Bitran, G., & Lojo, M. (2003). A Framework for Analysing Service Operations. European Management Journal, 11(3), 271-282. Web.

Chase, B., Jacobs, F., & Aquilano, J. (2007). Operations Management for Competitive Advantage. New York, NY: McGraw-Hill. Web.

Cohen, W., & Levinthal, D. (1999). Absorptive Capacity: A New Perspective on Learning and Innovation. Administrative Science Quarterly, 35(1), 128–152. Web.

Derdak, T., & Pederson, J. (2004). McDonald’s. International directory of company histories, 67(7), 105-109. Web.

Ferdows, K., & Meyer, A. (2001). Lasting Improvement in Manufacturing. Journal of Operations Management, 9(2), 168-184. Web.

Fitzsimmons, J., & Fitzsimmons, M. (2007). Service Management: Operations, Strategy, Information Technology. New York, NY: McGraw Hill. Web.

Hayes, R., Pisano, G., Upton, D., & Wheelwright, S. (2005). Operations, Strategy and Technology: Pursuing the Competitive Edge. New York, NY: Love Wiley. Web.
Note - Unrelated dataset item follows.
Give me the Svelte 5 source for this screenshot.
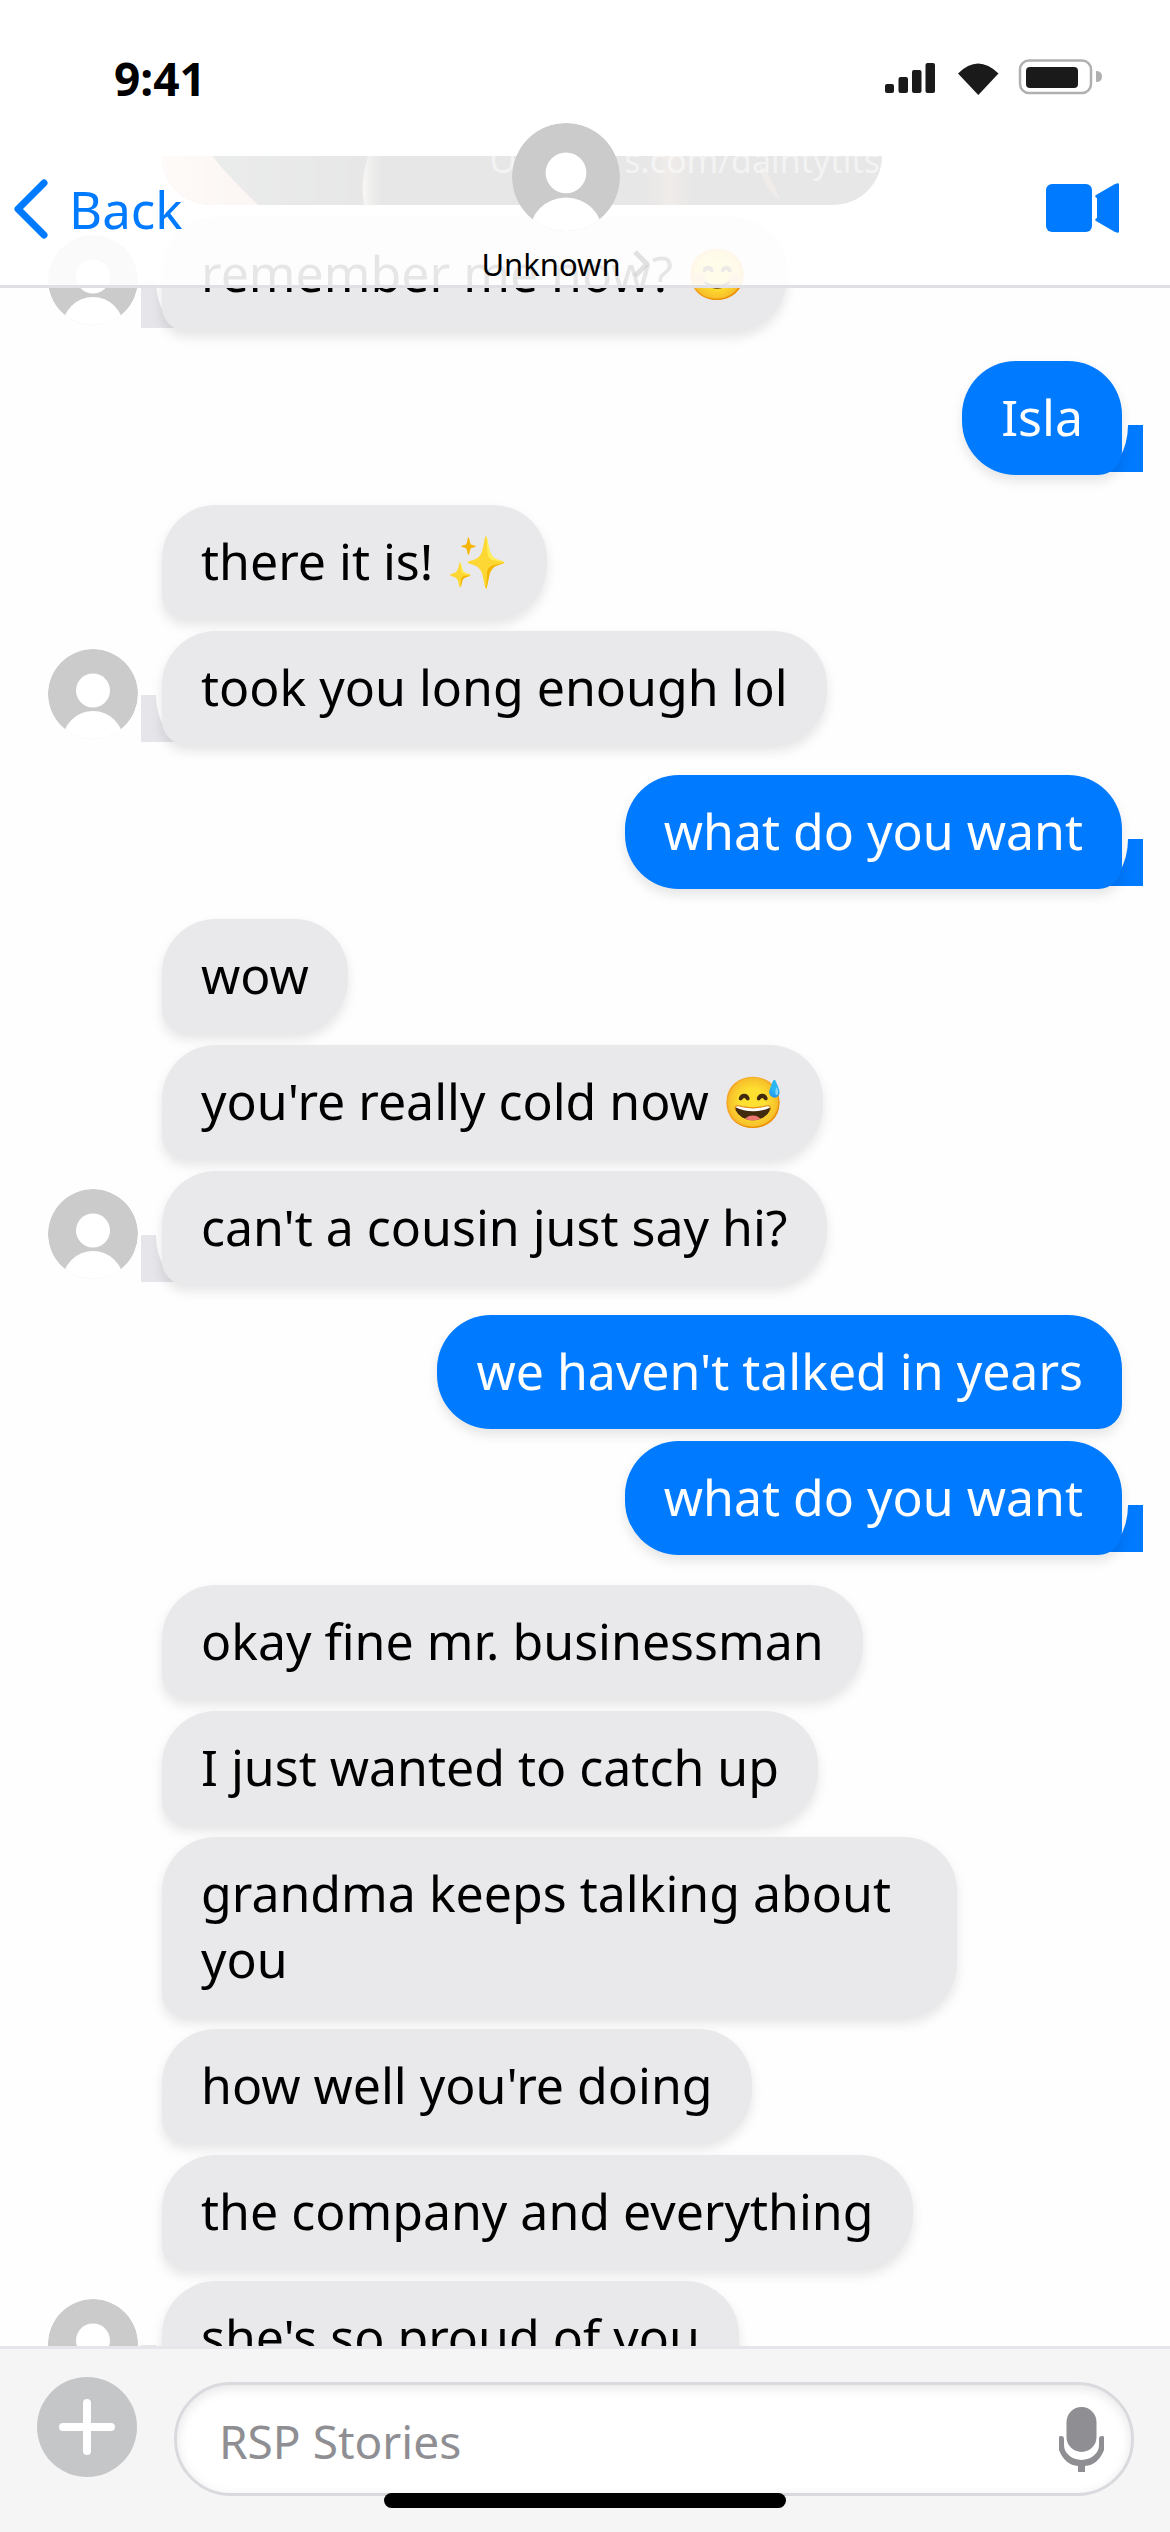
<script>
  const messages = [
    { from: 'them', text: 'remember me now? 😊', last: true },
    { from: 'me', text: 'Isla', last: true },
    { from: 'them', text: 'there it is! ✨' },
    { from: 'them', text: 'took you long enough lol', last: true },
    { from: 'me', text: 'what do you want', last: true },
    { from: 'them', text: 'wow' },
    { from: 'them', text: "you're really cold now 😅" },
    { from: 'them', text: "can't a cousin just say hi?", last: true },
    { from: 'me', text: "we haven't talked in years" },
    { from: 'me', text: 'what do you want', last: true },
    { from: 'them', text: 'okay fine mr. businessman' },
    { from: 'them', text: 'I just wanted to catch up' },
    { from: 'them', text: 'grandma keeps talking about you' },
    { from: 'them', text: "how well you're doing" },
    { from: 'them', text: 'the company and everything' },
    { from: 'them', text: "she's so proud of you", last: true }
  ];
  let draft = $state('');
</script>

{#snippet person()}
  <svg class="person" viewBox="0 0 90 90" aria-hidden="true">
    <circle cx="45" cy="45" r="45" fill="#cbcbcb" />
    <circle cx="45" cy="41.500" r="17" fill="#fff" />
    <circle cx="45" cy="92.500" r="30.500" fill="#fff" />
  </svg>
{/snippet}

<div class="phone">
  <header>
    <div class="status">
      <time>9:41</time>
      <svg class="indicators" viewBox="0 0 220 40" aria-hidden="true">
        <g fill="#1a1a1a">
          <rect x="0" y="26" width="9" height="9" rx="2" />
          <rect x="13.500" y="19" width="9.500" height="16" rx="2" />
          <rect x="27" y="12" width="9.500" height="23" rx="2" />
          <rect x="40.500" y="5" width="9.500" height="30" rx="2" />
          <path d="M73 15.500Q93 -4.500 113.500 15.500L93.300 37Z" />
          <rect x="141" y="9" width="52" height="21" rx="4" />
        </g>
        <rect x="135" y="2.500" width="71" height="32.500" rx="9" fill="none" stroke="#b0b0b0" stroke-width="2.500" />
        <path d="M211 13q6 0 6 5.500t-6 5.500Z" fill="#b0b0b0" />
      </svg>
    </div>
    <nav>
      <button class="back" type="button">
        <svg viewBox="0 0 36 60" aria-hidden="true"><path d="M31 4 5 30l26 26" fill="none" stroke="#007aff" stroke-width="7" stroke-linecap="round" stroke-linejoin="round" /></svg>
        <span>Back</span>
      </button>
      <button class="contact" type="button">
        {@render person()}
        <span class="name">Unknown
          <svg viewBox="0 0 18 30" aria-hidden="true"><path d="M2 3l12 12L2 27" fill="none" stroke="#c5c5c7" stroke-opacity=".5" stroke-width="5" stroke-linejoin="round" /></svg>
        </span>
      </button>
      <button class="video" type="button" aria-label="Video call">
        <svg viewBox="0 0 73 50" fill="#007aff" aria-hidden="true">
          <rect x="0" y="1" width="46" height="48" rx="6" />
          <path d="M50 12 69 1q4-1.500 4 0v48q0 1.500-4 0L50 38q-2-2 1-3V15q-3-1-1-3Z" />
        </svg>
      </button>
    </nav>
  </header>

  <main>
    <figure>
      <svg viewBox="0 0 720 49" preserveAspectRatio="none" aria-hidden="true">
        <defs>
          <linearGradient id="skin"><stop offset="0" stop-color="#f0d0c0" /><stop offset="1" stop-color="#d8a088" /></linearGradient>
          <linearGradient id="wall"><stop offset="0" stop-color="#404c48" /><stop offset=".3" stop-color="#0a0a0a" /></linearGradient>
          <linearGradient id="edge"><stop offset="0" stop-color="#c0b4a4" /><stop offset="1" stop-color="#2a2418" stop-opacity="0" /></linearGradient>
          <linearGradient id="glow"><stop offset="0" stop-color="#60402c" stop-opacity="0" /><stop offset=".5" stop-color="#60402c" /><stop offset="1" stop-color="#60402c" stop-opacity="0" /></linearGradient>
        </defs>
        <rect width="720" height="49" fill="url(#wall)" />
        <path d="M0 0H50Q68 22 96 49H0Z" fill="url(#skin)" />
        <path d="M206 0Q198 24 202 49H224L222 0Z" fill="url(#edge)" />
        <rect x="480" width="55" height="49" fill="url(#glow)" />
        <path d="M596 6q14 14 22 38q-16-10-22-38Z" fill="#60402c" />
      </svg>
      <figcaption><span>O</span><span>s.com/daintytits</span></figcaption>
    </figure>
    {#each messages as m, i}
      <div class="row {m.from}" class:turn={i > 0 && messages[i - 1].from !== m.from}>
        {#if m.from === 'them'}
          <div class="slot">{#if m.last}{@render person()}{/if}</div>
        {/if}
        <div class="wrap" class:tail={m.last}><p>{m.text}</p></div>
      </div>
    {/each}
  </main>

  <footer>
    <button class="plus" type="button" aria-label="Add attachment">
      <svg viewBox="0 0 56 56" aria-hidden="true"><path d="M28 4v48M4 28h48" stroke="#fff" stroke-width="8" stroke-linecap="round" /></svg>
    </button>
    <div class="field">
      <input type="text" aria-label="Message" placeholder="RSP Stories" bind:value={draft} />
      <button class="mic" type="button" aria-label="Dictate">
        <svg viewBox="0 0 45 65" aria-hidden="true">
          <rect x="7.500" y="0" width="30" height="45" rx="15" fill="#8e8e93" />
          <path d="M0 30q0-1 2-1 3 0 3 3v6a17.500 15 0 0 0 35 0v-6q0-3 3-3 2 0 2 1v13Q39 58 26 59v6h-7v-6Q6 58 0 43Z" fill="#8e8e93" />
        </svg>
      </button>
    </div>
    <div class="home"></div>
  </footer>
</div>

<style>
  :global(body) { margin: 0; background: #fefefe; }
  .phone { position: relative; display: flex; flex-direction: column; height: 100vh; overflow: hidden; background: #fefefe; color: #000; font-family: "Noto Sans", sans-serif; }
  button { border: 0; padding: 0; background: none; font: inherit; color: inherit; }
  svg { display: block; }
  header { position: absolute; inset: 0 0 auto 0; z-index: 2; box-sizing: border-box; height: 288px; border-bottom: 3px solid #e0e0e5; background: rgb(255 255 255 / .9); }
  .status { display: flex; justify-content: space-between; align-items: center; box-sizing: border-box; height: 123px; padding: 33px 65px 0 114px; }
  time { font-size: 46px; line-height: 66px; font-weight: 700; }
  .indicators { width: 220px; height: 40px; }
  nav { display: grid; grid-template-columns: 1fr auto 1fr; padding: 0 51px 0 13px; }
  .back { display: flex; align-items: center; gap: 20px; justify-self: start; align-self: start; margin-top: 53px; height: 66px; color: #007aff; font-size: 51px; line-height: 66px; }
  .back svg { width: 36px; height: 60px; }
  .contact { display: flex; flex-direction: column; align-items: center; }
  .person { border-radius: 50%; }
  .contact .person { width: 108px; height: 108px; }
  .name { display: flex; align-items: center; gap: 12px; margin-top: 12px; font-size: 31px; line-height: 42px; }
  .name svg { width: 18px; height: 30px; }
  .video { justify-self: end; align-self: start; margin-top: 60px; }
  .video svg { width: 73px; height: 50px; }
  main { flex: 1; min-height: 0; margin-top: 156px; overflow: hidden; padding: 0 48px; }
  figure { position: relative; width: 720px; height: 49px; margin: 0 0 12px 114px; border-radius: 0 0 54px 54px; overflow: hidden; }
  figure svg { width: 100%; height: 100%; }
  figcaption { position: absolute; right: 2px; top: -20px; display: flex; gap: 108px; color: #fff; opacity: .5; font-size: 34px; line-height: 48px; }
  .row { display: flex; margin-top: 12px; }
  .row.turn { margin-top: 30px; }
  .me { justify-content: flex-end; }
  .slot { display: flex; align-items: flex-end; width: 90px; flex: none; margin-right: 24px; padding-bottom: 6px; }
  .slot .person { width: 90px; height: 90px; }
  .wrap { position: relative; z-index: 0; max-width: 74%; }
  p { margin: 0; padding: 23px 39px 25px; font-size: 50px; line-height: 66px; border-radius: 54px; box-shadow: 0 6px 12px rgb(0 0 0 / .1); }
  .them p { background: #e9e9eb; border-bottom-left-radius: 24px; }
  .me p { background: #007aff; color: #fff; border-bottom-right-radius: 24px; }
  .tail::before, .tail::after { content: ""; position: absolute; z-index: -1; bottom: 3px; height: 47px; }
  .tail::before { width: 48px; }
  .tail::after { width: 30px; background: #fefefe; }
  .them .tail::before { left: -21px; background: #e5e5ea; }
  .them .tail::after { left: -6px; border-bottom-left-radius: 30px 47px; }
  .me .tail::before { right: -21px; background: #007aff; }
  .me .tail::after { right: -6px; border-bottom-right-radius: 30px 47px; }
  footer { position: relative; z-index: 2; box-sizing: border-box; flex: none; display: flex; align-items: flex-start; gap: 37px; height: 186px; padding: 28px 36px 0 37px; border-top: 3px solid #e5e5ea; background: #f5f5f5; }
  .plus { display: grid; place-items: center; flex: none; width: 100px; height: 100px; border-radius: 50%; background: #c4c6c8; }
  .plus svg { width: 56px; height: 56px; }
  .field { display: flex; align-items: center; flex: 1; box-sizing: border-box; height: 114px; margin-top: 5px; padding: 0 27px 0 42px; border: 3px solid #d9d9de; border-radius: 57px; background: #fff; box-shadow: inset 0 3px 12px rgb(0 0 0 / .1); }
  input { flex: 1; min-width: 0; border: 0; padding: 4px 0 0; outline: 0; background: none; font: 46px/66px "Noto Sans", sans-serif; color: #000; }
  input::placeholder { color: #8e8e93; opacity: 1; }
  .mic svg { width: 45px; height: 65px; }
  .home { position: absolute; left: 50%; bottom: 24px; width: 402px; height: 15px; margin-left: -201px; border-radius: 8px; background: #000; }
</style>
Love, J. (1997). Big Macs, Fries, and Real Estate. Financial Executive, 3(4), 20-26. Web.

Rust, T., Zeithaml, A., & Lemon, N. (2004). Customer centred brand management. Harvard Business Review, 82(4), 110-118. Web.

Schmenner, R. (2008). How Can Service Businesses Survive and Prosper? Sloan Management Review, 27(3), 315-321. Web.

Slack, N., & Lewis, M. (2002). Operations Strategy. Harlow: Pearson Education. Web.

Stevenson, W. (2002), Production and Operations Management. New York, NY: McGraw-Hill. Web.

Sureshchandar, G., Rajendran, C., & Anantharaman, N. (2009). The influence of total quality service age on quality and operational performance. Total Quality Management and Business Excellence, 14 (9), 69-88. Web.

Wilhelm, R. (2011). McDonald’s Formal Business Structure. Web.

Zineldin, M. (2000). Beyond relationship marketing: Technological marketing. Marketing Intelligence and Planning, 18(1), 9-23. Web.